The way characters are rewarded for defeating monsters is also highly random. When each monster appears, it is randomly assigned a few treasures from a very long list. The only way to know which monster has which treasure is by defeating it, leading some players to frequently defeat those monsters over and over again, looking for a specific treasure.
There are only seven possible tetrominoes, however they appear in a random order.
NBA 2k7 is an very strong example of randomness. Every shot, dunk, or lay-up takes into consideration the stats of that individual player when deciding if the shot will be made or missed. Another element of this game that contributes to the randomness is the fact that you can play against another human being, and the actions of a human are difficult, if not impossible to predict every time. This results in a game that is completely random, which makes each game different than the previous.
This popular form of poker consist of randomly dealing out two cards per player. This is followed by five more randomly dealt cards which make up the flop, turn, and river
Mortal Kombat is a weak example of randomness. Your enemies are presented to you in random order, but because you fight them all anyway, it doesn't really matter.
Need For Speed: Carbon
In NFS:Carbon, the city has many random factors that make gameplay less repetitive. There is traffic on the roads, police vehicles randomly patrolling the city, and sometimes there are individual and team challenges from other car teams. This makes the game world less predictable and more enjoyable.
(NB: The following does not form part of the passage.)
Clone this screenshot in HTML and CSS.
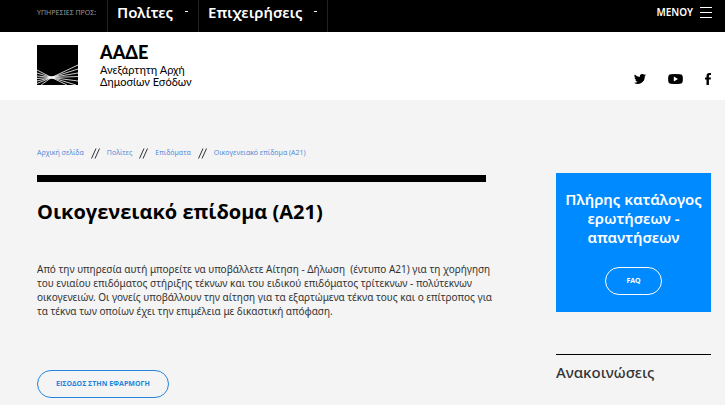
FILE: index.html
```html
<!DOCTYPE html>
<html lang="el">
<head>
<meta charset="utf-8">
<meta name="viewport" content="width=device-width, initial-scale=1">
<title>Οικογενειακό επίδομα (Α21) | ΑΑΔΕ</title>
<link rel="stylesheet" href="styles.css">
</head>
<body>
<nav class="topbar">
  <span class="topbar-label">ΥΠΗΡΕΣΙΕΣ ΠΡΟΣ:</span>
  <a class="topbar-item" href="#">Πολίτες<span class="dash"></span></a>
  <a class="topbar-item" href="#">Επιχειρήσεις<span class="dash"></span></a>
  <button class="menu-button" type="button">ΜΕΝΟΥ
    <svg width="12" height="12" viewBox="0 0 12 12" aria-hidden="true"><path d="M0 1.500h12M0 6.500h12M0 11.500h12" stroke="#fff"/></svg>
  </button>
</nav>
<header class="masthead">
  <a class="brand" href="#">
    <svg class="brand-mark" width="41" height="40" viewBox="0 0 41 40" aria-hidden="true">
      <rect width="41" height="40" fill="#000"/>
      <g stroke="#fff" stroke-width="0.8">
        <path d="M0 25L14.500 32.500L41 20M0 28L14.500 32.500L41 24M0 31L14.500 32.500L41 28M0 33.500L14.500 32.500L41 31.500M0 36L14.500 32.500L41 36M0 38.500L14.500 32.500L39 40M4 40L14.500 32.500L30 40" fill="none"/>
      </g>
      <ellipse cx="14.500" cy="32.500" rx="3" ry="1.200" fill="#fff"/>
    </svg>
    <span class="brand-text">
      <span class="brand-name">ΑΑΔΕ</span>
      <span class="brand-line">Ανεξάρτητη Αρχή</span>
      <span class="brand-line">Δημοσίων Εσόδων</span>
    </span>
  </a>
  <div class="social">
    <a href="#" aria-label="Twitter"><svg width="12" height="10" viewBox="0 0 24 20"><path d="M24 2.400a9.800 9.800 0 0 1-2.800.8A5 5 0 0 0 23.300.5a9.900 9.900 0 0 1-3.100 1.200 4.900 4.900 0 0 0-8.400 4.500A14 14 0 0 1 1.700 1a4.900 4.900 0 0 0 1.500 6.600 4.900 4.900 0 0 1-2.200-.6 4.900 4.900 0 0 0 3.900 4.900 5 5 0 0 1-2.200.1 4.900 4.900 0 0 0 4.600 3.400A9.900 9.900 0 0 1 0 17.500 14 14 0 0 0 21.500 5 10 10 0 0 0 24 2.400z"/></svg></a>
    <a href="#" aria-label="YouTube"><svg width="15" height="10" viewBox="0 0 15 10"><path fill-rule="evenodd" d="M3 .2Q7.500-.2 12 .2Q14.500.3 14.700 2.500Q15 5 14.700 7.500Q14.500 9.700 12 9.800Q7.500 10.200 3 9.800Q.5 9.700.3 7.500Q0 5 .3 2.500Q.5.300 3 .2zM5.800 2.500v5L10 5z"/></svg></a>
    <a href="#" aria-label="Facebook"><svg width="6" height="12" viewBox="0 0 6 12"><path d="M1.500 12V6.600H0V4.500h1.500V3Q1.500.1 4.200.1H6v2H4.900Q3.900 2.100 3.900 3v1.500H6l-.3 2.100H3.900V12z"/></svg></a>
  </div>
</header>
<div class="page">
  <main>
    <nav class="breadcrumb">
      <a href="#">Αρχική σελίδα</a>
      <svg class="slashes" width="9" height="11" viewBox="0 0 9 11" aria-hidden="true"><path d="M.5 10.500L5 .5M4 10.500L8.500.5"/></svg>
      <a href="#">Πολίτες</a>
      <svg class="slashes" width="9" height="11" viewBox="0 0 9 11" aria-hidden="true"><path d="M.5 10.500L5 .5M4 10.500L8.500.5"/></svg>
      <a href="#">Επιδόματα</a>
      <svg class="slashes" width="9" height="11" viewBox="0 0 9 11" aria-hidden="true"><path d="M.5 10.500L5 .5M4 10.500L8.500.5"/></svg>
      <a href="#">Οικογενειακό επίδομα (Α21)</a>
    </nav>
    <h1>Οικογενειακό επίδομα (Α21)</h1>
    <p class="intro">Από την υπηρεσία αυτή μπορείτε να υποβάλλετε Αίτηση - Δήλωση&nbsp; (έντυπο Α21) για τη χορήγηση του ενιαίου επιδόματος στήριξης τέκνων και του ειδικού επιδόματος τρίτεκνων - πολύτεκνων οικογενειών. Οι γονείς υποβάλλουν την αίτηση για τα εξαρτώμενα τέκνα τους και ο επίτροπος για τα τέκνα των οποίων έχει την επιμέλεια με δικαστική απόφαση.</p>
    <a class="pill" href="#">ΕΙΣΟΔΟΣ ΣΤΗΝ ΕΦΑΡΜΟΓΗ</a>
  </main>
  <aside>
    <section class="faq">
      <h2>Πλήρης κατάλογος ερωτήσεων - απαντήσεων</h2>
      <a class="pill pill-light" href="#">FAQ</a>
    </section>
    <section class="news">
      <h2>Ανακοινώσεις</h2>
    </section>
  </aside>
</div>
</body>
</html>
```
FILE: styles.css
```css
* {
  box-sizing: border-box;
}

body {
  margin: 0;
  background: #f4f4f4;
  color: #333;
  font-family: "Open Sans", "Noto Sans", sans-serif;
  font-size: 10px;
}

a {
  color: inherit;
  text-decoration: none;
}

svg {
  display: block;
}

h1,
h2,
p {
  margin: 0;
}

.topbar,
.intro,
.faq h2,
.news h2 {
  font-family: "Noto Sans", "Open Sans", sans-serif;
}

.topbar {
  display: flex;
  height: 32px;
  padding: 0 13px 0 37px;
  background: #000;
  color: #fff;
}

.topbar-label {
  width: 70px;
  color: #999;
  font-size: 7px;
  line-height: 25px;
  white-space: nowrap;
}

.topbar-item {
  display: flex;
  gap: 12px;
  padding: 0 10px 0 9px;
  border-left: 1px solid #222;
  font-size: 15px;
  font-weight: 600;
  line-height: 25px;
}

.topbar-item:nth-of-type(2) {
  border-right: 1px solid #222;
}

.dash {
  width: 3px;
  height: 1px;
  margin-top: 11px;
  background: #fff;
}

.menu-button {
  display: flex;
  align-items: center;
  gap: 7px;
  height: 24px;
  margin-left: auto;
  padding: 0;
  border: 0;
  background: none;
  color: #fff;
  font-family: inherit;
  font-size: 10px;
  font-weight: 600;
}

.masthead {
  display: flex;
  justify-content: space-between;
  height: 68px;
  padding: 13px 14px 0 37px;
  background: #fff;
  color: #000;
}

.brand {
  display: flex;
  gap: 22px;
}

.brand-text {
  display: flex;
  flex-direction: column;
  font-family: Lato, "Open Sans", sans-serif;
}

.brand-name {
  font-size: 18px;
  font-weight: 900;
  line-height: 15px;
  margin-bottom: 4px;
}

.brand-line {
  font-size: 11px;
  line-height: 12px;
}

.social {
  display: flex;
  align-items: center;
  gap: 22px;
  height: 68px;
}

.page {
  display: grid;
  grid-template-columns: minmax(0, 1fr) 155px;
  gap: 70px;
  padding: 0 14px 0 37px;
}

.breadcrumb {
  display: flex;
  align-items: center;
  gap: 7px;
  margin-top: 46px;
  color: #4a86d8;
  font-size: 7px;
  line-height: 14px;
}

.slashes {
  fill: none;
  stroke: #333;
}

h1 {
  margin-top: 15px;
  padding-top: 16px;
  border-top: 7px solid #000;
  color: #000;
  font-size: 20px;
  font-weight: 700;
  line-height: 28px;
}

.intro {
  margin-top: 36px;
  margin-right: -15px;
  line-height: 14px;
}

.pill {
  display: inline-block;
  margin-top: 52px;
  padding: 0 18px;
  border: 1px solid #2585dc;
  border-radius: 14px;
  color: #2585dc;
  font-size: 7px;
  font-weight: 700;
  line-height: 26px;
}

.faq {
  margin-top: 73px;
  padding: 17px 8px;
  background: #008aff;
  color: #fff;
  text-align: center;
}

.faq h2 {
  font-size: 15px;
  font-weight: 600;
  line-height: 19px;
}

.pill-light {
  margin-top: 20px;
  padding: 0 20px;
  border-color: #fff;
  color: #fff;
}

.news {
  margin-top: 42px;
  border-top: 1px solid #000;
}

.news h2 {
  margin-top: 7px;
  font-size: 15px;
  font-weight: 500;
  line-height: 20px;
}
```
This is still a weak example though, because the main objectives in the game are predefined: the main storyline and the unlockable cards.
Baten Kaitos: Eternal Wings and the Lost Ocean
Although in this game, the player is indeed dealt random cards, the player still chooses which cards to use against the enemy. So, the player's move is only determined in part by randomness.
The enemies in this game have a fairly advanced AI which allows them to somewhat randomly patrol large areas. This means that retrying a part of a level with the same approach may not have the same result, as this time there might be an unexpected sentry in your path. However, the randomness is limited, and the number of soldiers is a constant, so from a sufficient distance, the randomness can be completely avoided with the help of a sniper rifle.
On the higher difficulty levels of Diablo II, the special abilities of boss monsters are randomly determined from a short list. While this creates some interesting and dangerous combinations (a monster that deals fire damage AND has an aura that lowers your resistance to fire), it is a weak example because it occurs so commonly. Over a given session you are likely to see so many boss monsters that you'll get a fairly even sampling of every property, with only a small chance of a truly dangerous and uncommon combination appearing.
Harvest Moon 64
The player in this game experiences cut-scenes between other characters and himself at certain points of this game. Although they are seemingly randomly experienced at all times of the day, every skit is put into effect by a choice the player makes. For example, the player must be friends with a character in the scene in order for the event to occur, although it is true that the date the event happens is "random", in that the player is unable to determine what day exactly it will occur. However, after a certain level of friendship has been achieved (i.e. if I give Kai precisely ten grapes he will go to the next level of our friendship), it is safe to assume that the next cut-scene will be triggered the next time the player goes to the appropriate place. In this way, Harvest Moon 64's "random scenes" are not random.
Final Fantasy Tactics
When moving across the world map there is a chance the player will have a random encounter battle forcing them to fight a random set of enemies.
Fire Emblem: The Sacred Stones
In the Fire Emblem games, "Random Chance" is often called upon, be it hit rate, critical hit rate, stat gains for levels, or even what path a movement an arrow takes when it is stretched too far. However, the random number generator it uses is simply a set string of integer values between 1 and 100. Normally, the game saves after each move, so this is not so obvious, but the player may examine movement arrows to see whether the upcoming "random" values are above or below fifty, in essence making it not strictly random.
Ragnarok Battle Offline
In RBO, the enemies are controlled by a relatively simple AI system that is driven by a combination of action/attack scripts with probability determining the use of those scripts. However, the probabilities seem to have a set pattern for when which tactics are more likely than others. Also, the damage inflicted/received by both the player and enemies are determined by the player and enemy's stats with a degree of randomness, giving attacks a range of possible damage, but within bounds.
Final Fantasy X
Most battles in the game (that is, all that are not entirely relevant to the progression of the story) are random, and determined mainly by the number of steps you take and where you choose to move. When in battle, the force of your blows (be they magical or physical) are determined by a randomly generating numerical system, which gradually improves through gaining certain spheres (particularly 'luck' spheres).
Although the progression of the game is mostly straightforward and predictable, sometimes when you destroy enemies, powerups are randomly dropped as a reward.